Параллель между помпейской катастрофой и московским пожаром подтверждается и тем, что в «Медном всаднике» тоже есть намеки на Отечественную войну: «Так злодей / С свирепой шайкою своей / В село ворвавшись, ломит, режет, / Крушит и грабит; вопли, скрежет, / Насилье, брань, тревога, вой! / И грабежом отягощенны, / Боясь погони, утомленны, / Спешат разбойники домой, / Добычу на пути роняя» (V, 143). Контраст между могуществом Александра I на исходе Наполеоновских войн и его беспомощностью во время петербургского наводнения активно обсуждался современниками и породил городские толки и анекдоты23. В 1812–1815 годах Александр приобрел ореол мессианской избранности; тогда он казался представителем и орудием Божьей воли, спасшим Европу от деспотизма, а в 1824 году стал пассивным наблюдателем, если не беспомощной жертвой Провидения. Наводнение привело к ослаблению власти и подготовило условия для восстания на Сенатской площади. «Медный всадник» провозглашает отказ от мессианского мифа об Александре I, отчетливо повлиявшего на ранние стихотворные опыты Пушкина24.
События 79,1812 и 1824 годов выстраиваются Пушкиным в один ряд, что позволяет увидеть и их различия. С этой точки зрения «Везувий зев открыл…» – историческая медитация на тему уязвимости власти и ее зависимости от стихийных бедствий и народа. Стихотворение выявляет контраст между реакцией царя и народа на пожар Москвы и политическими последствиями извержения Везувия. В первом случае, покидая город, народ отказывается служить завоевателю и таким образом создает ту силу, благодаря которой «нашей кровью искупили / Европы вольность, честь и мир» («Клеветникам России»; III, 269). В другом – бегство из города означает общественное разложение и предвещает распад великой цивилизации. Этим и объясняется отказ Пушкина от облагораживающей помпейцев стратегии Брюллова.
Как же следует понимать возобновившийся летом 1834 года интерес Пушкина к Александру I? 30 августа, через несколько дней после того, как Пушкин мог увидеть картину Брюллова, на Дворцовой площади состоялось открытие Александровской колонны.
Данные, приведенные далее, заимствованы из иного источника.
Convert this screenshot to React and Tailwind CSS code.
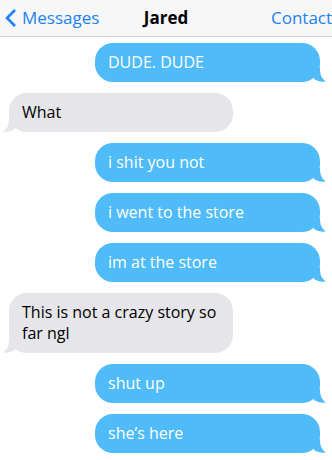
import React from 'react';

const messages = [
  { from: 'me', text: 'DUDE. DUDE' },
  { from: 'them', text: 'What' },
  { from: 'me', text: 'i shit you not' },
  { from: 'me', text: 'i went to the store' },
  { from: 'me', text: 'im at the store' },
  { from: 'them', text: 'This is not a crazy story so far ngl' },
  { from: 'me', text: 'shut up' },
  { from: 'me', text: 'she\u2019s here' },
];

function Bubble({ from, text }) {
  const mine = from === 'me';
  return (
    <div
      className={
        mine
          ? 'relative self-end mr-[12px] w-[225px] rounded-[18px] bg-[#4fbbf8] px-[13px] py-[9px] text-[16px] leading-[21px] text-white'
          : 'relative self-start ml-[9px] w-[224px] rounded-[18px] bg-[#e5e5ea] px-[13px] py-[9px] text-[16px] leading-[21px] text-black'
      }
    >
      {text}
      {mine ? (
        <svg className="absolute right-[-6px] bottom-0" width="14" height="14" viewBox="0 0 14 14">
          <path d="M0 0 L8 0 C8 6 9 10 14 13.5 C9 14 5 13 2 11 Z" fill="#4fbbf8" />
        </svg>
      ) : (
        <svg className="absolute left-[-6px] bottom-0" width="14" height="14" viewBox="0 0 14 14">
          <path d="M14 0 L6 0 C6 6 5 10 0 13.5 C5 14 9 13 12 11 Z" fill="#e5e5ea" />
        </svg>
      )}
    </div>
  );
}

export default function App() {
  return (
    <div className="h-[460px] w-[332px] overflow-hidden bg-white font-['Open_Sans',sans-serif]">
      {/* top bar */}
      <div className="flex h-[37px] items-center border-b border-[#d2d2d2] bg-[#f7f7f7] text-[17px]">
        <div className="flex w-[110px] items-center pl-[5px] text-[#1d82f1]">
          <svg width="12" height="20" viewBox="0 0 12 20" className="mr-[5px]">
            <path d="M10 2 L2 10 L10 18" fill="none" stroke="#1d82f1" strokeWidth="2.6" />
          </svg>
          Messages
        </div>
        <div className="flex-1 text-center font-bold text-black">Jared</div>
        <div className="w-[110px] whitespace-nowrap pl-[49px] text-[#1d82f1]">Contact</div>
      </div>

      <div className="flex flex-col gap-[11px] pt-[6px]">
        {messages.map((m, i) => (
          <Bubble key={i} from={m.from} text={m.text} />
        ))}
      </div>
    </div>
  );
}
Колонна, увенчанная крестоносным ангелом, стала самым высоким сооружением в мире. Она виделась ответом на воздвигнутую в 1810 году в честь побед Наполеона Вандомскую колонну, с которой в присутствии Александра I была сброшена венчавшая ее прежде статуя французского императора. Как показано в книге А.Л. Осповата и Р.Д. Тименчика, Александровская колонна была призвана также затмить памятник Фальконе, тем самым отвлекая внимание от заслуг Екатерины II, воздвигнувшей памятник Петру отчасти во славу себе25. В статье «Воспоминание о торжестве 30-го августа 1834 года» В.А. Жуковский противопоставил два памятника, символизирующие две эпохи – период становления российской государственности и нынешний этап «развития внутреннего, твердой законности, безмятежного приобретения всех сокровищ общежития»26. В статье сакральными чертами наделяется не только Александр I (подобный высящемуся на колонне ангелу), но и сама российская государственность.
Пушкин не захотел принять участия в торжествах, в частности из-за того, чтобы, по его признанию в дневнике, не оказаться в унизительной компании с другими камер-юнкерами (XII, 332). Не исключено, однако, что поэт покинул город в силу скептического отношения к памятнику и воплощенной в нем идеологии. Как видно из «Медного всадника», Пушкин выводит харизму правителя не из его сакральности, но из конкретных преобразовательных действий. Вытеснение культуры XVIII века и заслуг его правителей ради мифологизации прошлого и прославления настоящего как «тысячелетнего царства» едва ли могло импонировать Пушкину. Поэтому он должен был неодобрительно отнестись к сооружению, призванному провозгласить разрыв между прошлым и современностью. Выдвинутая Жуковским программа консолидации государства едва ли соответствовала пушкинскому пониманию правления Николая I.